> Given data:
<<<<
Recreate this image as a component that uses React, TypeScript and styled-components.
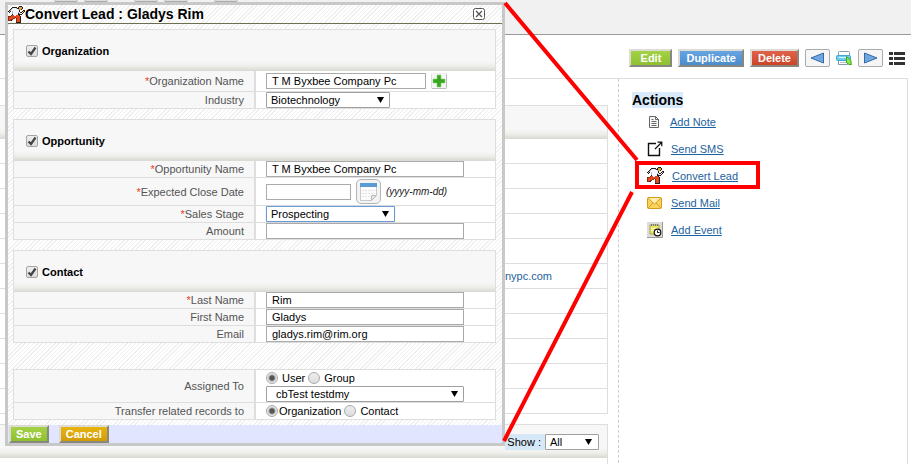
import React from "react";
import styled, { createGlobalStyle, css } from "styled-components";

const GlobalStyle = createGlobalStyle`
  * { box-sizing: border-box; }
  html, body { margin: 0; background: #fff; }
  body { font: 11px/14px "Liberation Sans", Arial, sans-serif; color: #000; overflow: hidden; }
  input, select, button { font: inherit; color: inherit; margin: 0; }
`;

const line = "#dedede";
const headFade = "linear-gradient(#f7f7f7 calc(100% - 10px), #eeeeea calc(100% - 5px), #d9d9d3)";

const Page = styled.div`
  position: relative;
  display: flex;
  flex-direction: column;
  height: 100vh;
  overflow: hidden;
`;

const TopBar = styled.header`
  flex: 0 0 35px;
  display: flex;
  align-items: flex-start;
  gap: 6px;
  padding-left: 54px;
  background: #f1f1f1;
  border-bottom: 1px solid #999;
`;

const TopTab = styled.span<{ $gap?: boolean }>`
  width: 24px;
  height: 2px;
  margin-left: ${(p) => (p.$gap ? "20px" : "0")};
  background: #ddd;
  border-bottom: 1px solid #aaa;
  border-radius: 0 0 4px 4px;
`;

const tones = {
  green: "linear-gradient(#a4d246, #8fc02f)",
  blue: "linear-gradient(#67a5e2, #4b8ccb)",
  red: "linear-gradient(#e0634c, #cb4528)",
  gold: "linear-gradient(#e8b410, #d29c08)",
};

const PushButton = styled.button<{ $tone: keyof typeof tones }>`
  height: 18px;
  padding: 0 6px;
  border: 2px solid;
  border-color: #dcdcd4 #888880 #888880 #dcdcd4;
  background: ${(p) => tones[p.$tone]};
  color: #fff;
  font-weight: bold;
  line-height: 14px;
`;

const Toolbar = styled.div`
  flex: 0 0 43px;
  display: flex;
  align-items: center;
  justify-content: flex-end;
  gap: 6px;
  padding: 3px 6px 0 0;
  ${PushButton} { min-width: 43px; }
`;

const NavButton = styled.button`
  display: flex;
  align-items: center;
  justify-content: center;
  width: 25px;
  height: 18px;
  padding: 0;
  border: 1px solid #aaa;
  border-radius: 2px;
  background: #f6f6f6;
`;

const IconButton = styled.button`
  display: flex;
  padding: 0;
  border: 0;
  background: none;
`;

const Panel = styled.main`
  flex: 1;
  display: flex;
  margin-right: 3px;
  border: 1px solid ${line};
  border-width: 1px 1px 0 0;
`;

const Details = styled.section`
  flex: 1;
  padding: 26px 10px 0 0;
  border-right: 1px dashed #ccc;
`;

const Block = styled.div`
  margin-bottom: 10px;
  border: 1px solid ${line};
  border-left: 0;
`;

const BlockHead = styled.div`
  display: flex;
  align-items: center;
  justify-content: flex-end;
  height: 33px;
  padding: 0 8px 0 0;
  background: ${headFade};
`;

const DetailRow = styled.div`
  height: 25px;
  padding: 5px 55px 0 0;
  border-bottom: 1px solid ${line};
  text-align: right;
  &:last-child {
    height: 24px;
    border-bottom: 0;
  }
`;

const ShowLabel = styled.label`
  padding: 1px 4px 1px 2px;
  background: #d6e7f7;
`;

const Link = styled.a`
  color: #1c62a0;
  text-decoration: none;
`;

const Sidebar = styled.aside`
  flex: 0 0 288px;
  padding: 13px 0 0 13px;
`;

const SideTitle = styled.h2`
  width: fit-content;
  margin: 0;
  background: #d9eafa;
  font-size: 14px;
  line-height: 16px;
`;

const ActionList = styled.ul`
  margin: 0;
  padding: 0 0 0 15px;
  list-style: none;
`;

const Action = styled.li`
  display: flex;
  align-items: center;
  gap: 8px;
  height: 27px;
`;

const ActionLink = styled(Link)`
  text-decoration: underline;
`;

const hatch = css`
  background: repeating-linear-gradient(135deg, #fff 0 2px, #efefef 2px 3px);
`;

const Dialog = styled.form`
  position: absolute;
  left: 5px;
  top: 2px;
  width: 500px;
  max-width: calc(100% - 10px);
  border: 3px solid #c8c8c8;
  ${hatch}
`;

const DialogTitle = styled.div`
  display: flex;
  align-items: center;
  justify-content: space-between;
  height: 19px;
  padding-right: 17px;
  border-bottom: 1px solid #6e6e50;
`;

const TitleText = styled.h1`
  display: flex;
  align-items: center;
  margin: 0;
  font-size: 14px;
  line-height: 16px;
`;

const Body = styled.div`
  display: flex;
  flex-direction: column;
  gap: 10px;
  padding: 5px 6px 5px 5px;
`;

const Group = styled.div<{ $apart?: boolean }>`
  margin-top: ${(p) => (p.$apart ? "16px" : "0")};
  border: 1px solid ${line};
  background: #fff;
`;

const GroupHead = styled.div`
  display: flex;
  align-items: center;
  gap: 4px;
  height: 41px;
  padding-left: 12px;
  background: ${headFade};
  font-weight: bold;
`;

const Field = styled.div<{ $h: number }>`
  display: grid;
  grid-template-columns: 242px 1fr;
  height: ${(p) => p.$h}px;
  border-bottom: 1px solid ${line};
  &:last-child {
    height: ${(p) => p.$h - 1}px;
    border-bottom: 0;
  }
`;

const fieldLabel = css`
  display: flex;
  align-items: center;
  justify-content: flex-end;
  padding-right: 10px;
  background: #f7f7f7;
  border-right: 2px solid ${line};
  color: #545454;
`;
const FieldLabel = styled.label`${fieldLabel}`;
const FieldCaption = styled.div`${fieldLabel}`;

const Star = styled.span`
  color: #e8402c;
`;

const Value = styled.div`
  display: flex;
  align-items: center;
  gap: 5px;
  padding-left: 10px;
`;

const Stack = styled.div`
  display: flex;
  flex-direction: column;
  gap: 1px;
  padding: 1px 0 0 10px;
`;

const Choices = styled.div`
  display: flex;
  align-items: center;
`;

const Choice = styled.label<{ $gap: number }>`
  display: flex;
  align-items: center;
  gap: ${(p) => p.$gap}px;
  margin-right: 3px;
`;

const TextInput = styled.input<{ $w: number }>`
  width: ${(p) => p.$w}px;
  height: 16px;
  padding: 0 5px;
  border: 1px solid #aaa;
  background: #fff;
  line-height: 14px;
`;

const SelectBox = styled.span<{ $w: number; $right: number }>`
  position: relative;
  display: inline-flex;
  width: ${(p) => p.$w}px;
  svg {
    position: absolute;
    right: ${(p) => p.$right}px;
    top: 5px;
    pointer-events: none;
  }
`;

const SelectInput = styled.select<{ $focus?: boolean; $pad: number }>`
  appearance: none;
  width: 100%;
  height: 16px;
  padding: 0 0 0 ${(p) => p.$pad}px;
  border: 1px solid ${(p) => (p.$focus ? "#6f9ad3" : "#a0a0a0")};
  border-radius: 1px;
  box-shadow: ${(p) => (p.$focus ? "0 0 1px #6f9ad3" : "none")};
  background: #fff;
  line-height: 14px;
`;

const CheckWrap = styled.span`
  position: relative;
  display: inline-flex;
  svg { position: absolute; left: 1px; top: 1px; pointer-events: none; }
`;

const CheckInput = styled.input`
  appearance: none;
  width: 12px;
  height: 12px;
  border: 1px solid #a5a5a5;
  border-radius: 2px;
  background: linear-gradient(#eee, #ddd);
`;

const Radio = styled.input`
  appearance: none;
  width: 12px;
  height: 12px;
  border: 1px solid #aaa;
  border-radius: 50%;
  background: linear-gradient(#eee, #ddd);
  &:checked { background: radial-gradient(circle, #555 0 2px, #e4e4e4 4px); }
`;

const AddButton = styled.button`
  display: flex;
  align-items: center;
  justify-content: center;
  width: 16px;
  height: 16px;
  padding: 0;
  border: 1px solid #ccc;
  border-color: #eee #bbb #bbb #ddd;
  border-radius: 2px;
  background: #f7f7f7;
`;

const DateButton = styled.button`
  display: flex;
  align-items: center;
  justify-content: center;
  width: 25px;
  height: 25px;
  padding: 0;
  border: 1px solid #b5b5b5;
  border-radius: 5px;
  background: #f3f3f3;
`;

const Hint = styled.em`
  font-size: 10px;
  color: #222;
`;

const Footer = styled.div`
  display: flex;
  align-items: flex-end;
  gap: 10px;
  height: 18px;
  padding-left: 1px;
  background: #e1e5ff;
  ${PushButton} { padding: 0 5px; }
`;

const Callout = styled.svg`
  position: absolute;
  left: 0;
  top: 0;
  pointer-events: none;
`;

const runnerInk: Record<string, string> = {
  K: "#221c1c",
  D: "#8a2a12",
  R: "#e2481c",
  W: "#f4f6fb",
  B: "#a9b9d6",
  Y: "#d9a441",
};

const runnerRows = [
  "...........KKK...",
  "....KKKKK.KYYYK..",
  "...KBWWWBKKYYYK..",
  "..KBWWWWWWBYYK...",
  ".KBWWWWWWWWK...KK",
  "KYK.BWWWWWWK..KYK",
  ".K..BWWWWWBWKKWK.",
  "....BWWWWWKBWWK..",
  "....KWWWWWKKKK...",
  "...DRRWWRRRK.....",
  "DDDRRRRRRRRRK....",
  "DRRRRRRDRRRRK....",
  "DRRRRDD.DRRRK....",
  "DRRDD...DRRRK....",
  "DDDK....DRRRK....",
  "........DRRRK....",
  "........KKKKK....",
];

const Runner = () => (
  <svg width="17" height="17" viewBox="0 0 17 17" shapeRendering="crispEdges" aria-hidden="true">
    {runnerRows.flatMap((row, y) =>
      [...row].map((c, x) =>
        runnerInk[c] ? <rect key={`${x}-${y}`} x={x} y={y} width="1" height="1" fill={runnerInk[c]} /> : null,
      ),
    )}
  </svg>
);

const Arrow = () => (
  <svg width="7" height="6" viewBox="0 0 7 6" aria-hidden="true"><path d="M0 0H7L3.500 6z" /></svg>
);

const NoteIcon = () => (
  <svg width="15" height="14" viewBox="0 0 15 14" aria-hidden="true">
    <path d="M2.500 1.500h6l3 3v8h-9z" fill="#f8f8f8" stroke="#666" />
    <path d="M8.500 1.500v3h3M4.500 4.500h2M4.500 6.500h5M4.500 8.500h5M4.500 10.500h5" fill="none" stroke="#666" />
  </svg>
);

const SmsIcon = () => (
  <svg width="16" height="16" viewBox="0 0 16 16" aria-hidden="true">
    <path d="M9 2.500H1.500v12h11V7" fill="none" stroke="#111" strokeWidth="1.400" />
    <path d="M8 8l6.500-6.500M10.500 1.200h4.300v4" fill="none" stroke="#111" strokeWidth="1.200" />
  </svg>
);

const MailIcon = () => (
  <svg width="16" height="12" viewBox="0 0 16 12" aria-hidden="true">
    <rect x=".5" y=".5" width="14" height="11" rx="1" fill="#fbd45f" stroke="#d99a1c" />
    <path d="M1 11l5-5M14 11L9 6" stroke="#dc9c24" />
    <path d="M1 1l6.500 6L14 1" fill="#fff0b0" stroke="#dc9c24" />
  </svg>
);

const EventIcon = () => (
  <svg width="16" height="16" viewBox="0 0 16 16" aria-hidden="true">
    <path d="M0 0h16v16H0z" fill="#dcdcd8" />
    <path d="M15.500 0v15.500H0" fill="none" stroke="#999" />
    <path d="M3 3h9v9H3z" fill="#eee95a" stroke="#8d8a45" strokeWidth=".7" />
    <path d="M4.500 2v2M6.500 2v2M8.500 2v2M10.500 2v2" stroke="#777" />
    <path d="M4 6.500h7M4 8.500h4" stroke="#fffbd0" />
    <circle cx="10.500" cy="10.500" r="3.300" fill="#fff" stroke="#111" strokeWidth="1.200" />
    <path d="M10.500 8.500v2h2" fill="none" stroke="#111" />
  </svg>
);

const PrintIcon = () => (
  <svg width="16" height="15" viewBox="0 0 16 15" aria-hidden="true">
    <rect x="2.500" y=".5" width="11" height="5" rx="1" fill="#fff" stroke="#8999a5" />
    <path d="M2.500 9.500h9v4h-9z" fill="#fff" stroke="#8999a5" />
    <path d="M4 11.500h6" stroke="#b5c0c8" />
    <rect x=".5" y="4.500" width="14" height="5" rx="1" fill="#6bcdf0" stroke="#46a6cf" />
    <path d="M3 6.500h8" stroke="#d5f5ff" />
    <path d="M10.500 5.500l4.500 4v2.500l.5 1.500h-2.500l-2.500-2z" fill="#8bea4a" stroke="#3fa51e" />
  </svg>
);

const Check = ({ id, label }: { id: string; label: string }) => (
  <GroupHead>
    <CheckWrap>
      <CheckInput id={id} type="checkbox" defaultChecked />
      <svg width="10" height="10" viewBox="0 0 10 10" aria-hidden="true">
        <path d="M1.500 5.500L4 8l4.500-6.500" fill="none" stroke="#444" strokeWidth="2.200" />
      </svg>
    </CheckWrap>
    <label htmlFor={id}>{label}</label>
  </GroupHead>
);

const Picker = ({ id, w, right, pad = 4, focus, value, label }: {
  id: string; w: number; right: number; pad?: number; focus?: boolean; value: string; label?: string;
}) => (
  <SelectBox $w={w} $right={right}>
    <SelectInput id={id} $pad={pad} $focus={focus} aria-label={label}>
      <option>{value}</option>
    </SelectInput>
    <Arrow />
  </SelectBox>
);

const Label = ({ id, must, children }: { id: string; must?: boolean; children: React.ReactNode }) => (
  <FieldLabel htmlFor={id}>{must && <Star>*</Star>}{children}</FieldLabel>
);

const TextField = ({ id, label, must, value, h = 17 }: {
  id: string; label: string; must?: boolean; value: string; h?: number;
}) => (
  <Field $h={h}>
    <Label id={id} must={must}>{label}</Label>
    <Value><TextInput id={id} $w={198} defaultValue={value} /></Value>
  </Field>
);

const detailRows = ["", "", "", "", "", "nypc.com", "", "", "", "", ""];

const actions = [
  { text: "Add Note", icon: <NoteIcon /> },
  { text: "Send SMS", icon: <SmsIcon /> },
  { text: "Convert Lead", icon: <Runner /> },
  { text: "Send Mail", icon: <MailIcon /> },
  { text: "Add Event", icon: <EventIcon /> },
];

export default function App() {
  return (
    <>
      <GlobalStyle />
      <Page>
        <TopBar>
          <TopTab /><TopTab /><TopTab $gap /><TopTab /><TopTab $gap />
        </TopBar>
        <Toolbar>
          <PushButton $tone="green">Edit</PushButton>
          <PushButton $tone="blue">Duplicate</PushButton>
          <PushButton $tone="red">Delete</PushButton>
          <NavButton aria-label="Previous">
            <svg width="15" height="12" viewBox="0 0 15 12"><path d="M13.500 1v10L1 6z" fill="#6fa8e0" stroke="#3468a8" /></svg>
          </NavButton>
          <IconButton aria-label="Print"><PrintIcon /></IconButton>
          <NavButton aria-label="Next">
            <svg width="15" height="12" viewBox="0 0 15 12"><path d="M1.500 1v10L14 6z" fill="#6fa8e0" stroke="#3468a8" /></svg>
          </NavButton>
          <IconButton aria-label="List">
            <svg width="16" height="14" viewBox="0 0 16 14" fill="#333">
              <path d="M0 1h4v3H0zM5 1h11v3H5zM0 6h4v3H0zM5 6h11v3H5zM0 11h4v3H0zM5 11h11v3H5z" />
            </svg>
          </IconButton>
        </Toolbar>
        <Panel>
          <Details>
            <Block>
              <BlockHead />
              {detailRows.map((text, i) => (
                <DetailRow key={i}>{text && <Link href="#site">{text}</Link>}</DetailRow>
              ))}
            </Block>
            <Block>
              <BlockHead>
                <ShowLabel htmlFor="show">Show :</ShowLabel>
                <Picker id="show" w={54} right={7} value="All" />
              </BlockHead>
              <DetailRow />
            </Block>
          </Details>
          <Sidebar>
            <SideTitle>Actions</SideTitle>
            <ActionList>
              {actions.map((a) => (
                <Action key={a.text}>{a.icon}<ActionLink href="#action">{a.text}</ActionLink></Action>
              ))}
            </ActionList>
          </Sidebar>
        </Panel>

        <Dialog onSubmit={(e) => e.preventDefault()}>
          <DialogTitle>
            <TitleText><Runner />Convert Lead : Gladys Rim</TitleText>
            <IconButton type="button" aria-label="Close">
              <svg width="12" height="12" viewBox="0 0 12 12" fill="none" stroke="#555">
                <rect x=".5" y=".5" width="11" height="11" rx="2" fill="#fff" />
                <path d="M3 3l6 6M9 3L3 9" strokeWidth="1.300" />
              </svg>
            </IconButton>
          </DialogTitle>
          <Body>
            <Group>
              <Check id="org" label="Organization" />
              <Field $h={21}>
                <Label id="orgName" must>Organization Name</Label>
                <Value>
                  <TextInput id="orgName" $w={160} defaultValue="T M Byxbee Company Pc" />
                  <AddButton type="button" aria-label="Add organization">
                    <svg width="14" height="14" viewBox="0 0 14 14"><path d="M5 1h4v4h4v4H9v4H5V9H1V5h4z" fill="#38a51e" stroke="#8fd472" strokeWidth=".6" /></svg>
                  </AddButton>
                </Value>
              </Field>
              <Field $h={17}>
                <Label id="industry">Industry</Label>
                <Value><Picker id="industry" w={124} right={6} value="Biotechnology" /></Value>
              </Field>
            </Group>

            <Group>
              <Check id="opp" label="Opportunity" />
              <TextField id="oppName" label="Opportunity Name" must value="T M Byxbee Company Pc" />
              <Field $h={28}>
                <Label id="close" must>Expected Close Date</Label>
                <Value>
                  <TextInput id="close" $w={85} />
                  <DateButton type="button" aria-label="Pick a date">
                    <svg width="19" height="20" viewBox="0 0 19 20">
                      <path d="M1.500 1.500h16v12l-5 5h-11z" fill="#fbfbfb" stroke="#c4c9ce" />
                      <path d="M1 1h17v4H1z" fill="#5b9bd5" />
                      <path d="M3 8.500h13M3 11.500h13M3 14.500h9" stroke="#dfe4ea" strokeDasharray="2 1" />
                      <path d="M12.500 18.500v-5h5z" fill="#e5e5e5" stroke="#bbb" />
                    </svg>
                  </DateButton>
                  <Hint>(yyyy-mm-dd)</Hint>
                </Value>
              </Field>
              <Field $h={17}>
                <Label id="stage" must>Sales Stage</Label>
                <Value><Picker id="stage" w={129} right={6} focus value="Prospecting" /></Value>
              </Field>
              <TextField id="amount" label="Amount" value="" />
            </Group>

            <Group>
              <Check id="contact" label="Contact" />
              <TextField id="last" label="Last Name" must value="Rim" />
              <TextField id="first" label="First Name" value="Gladys" />
              <TextField id="email" label="Email" value="gladys.rim@rim.org" />
            </Group>

            <Group $apart>
              <Field $h={33}>
                <FieldCaption>Assigned To</FieldCaption>
                <Stack>
                  <Choices role="radiogroup" aria-label="Assigned To">
                    <Choice $gap={4}><Radio type="radio" name="assign" defaultChecked />User</Choice>
                    <Choice $gap={4}><Radio type="radio" name="assign" />Group</Choice>
                  </Choices>
                  <Picker id="owner" label="Assignee" w={198} right={6} pad={9} value="cbTest testdmy" />
                </Stack>
              </Field>
              <Field $h={17}>
                <FieldCaption>Transfer related records to</FieldCaption>
                <Value role="radiogroup" aria-label="Transfer related records to">
                  <Choices>
                    <Choice $gap={1}><Radio type="radio" name="transfer" defaultChecked />Organization</Choice>
                    <Choice $gap={4}><Radio type="radio" name="transfer" />Contact</Choice>
                  </Choices>
                </Value>
              </Field>
            </Group>
          </Body>
          <Footer>
            <PushButton $tone="green">Save</PushButton>
            <PushButton $tone="gold" type="button">Cancel</PushButton>
          </Footer>
        </Dialog>

        <Callout width="911" height="464" viewBox="0 0 911 464" fill="none" stroke="#f00" strokeWidth="4" aria-hidden="true">
          <path d="M505 3L637 160M504 441L632 192" />
          <rect x="637" y="163" width="121" height="24" />
        </Callout>
      </Page>
    </>
  );
}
>>>>
> Job:
Search the data for the string "React" and copy each line where it appears.

> Response below:
Recreate this image as a component that uses React, TypeScript and styled-components.
import React from "react";
const Label = ({ id, must, children }: { id: string; must?: boolean; children: React.ReactNode }) => (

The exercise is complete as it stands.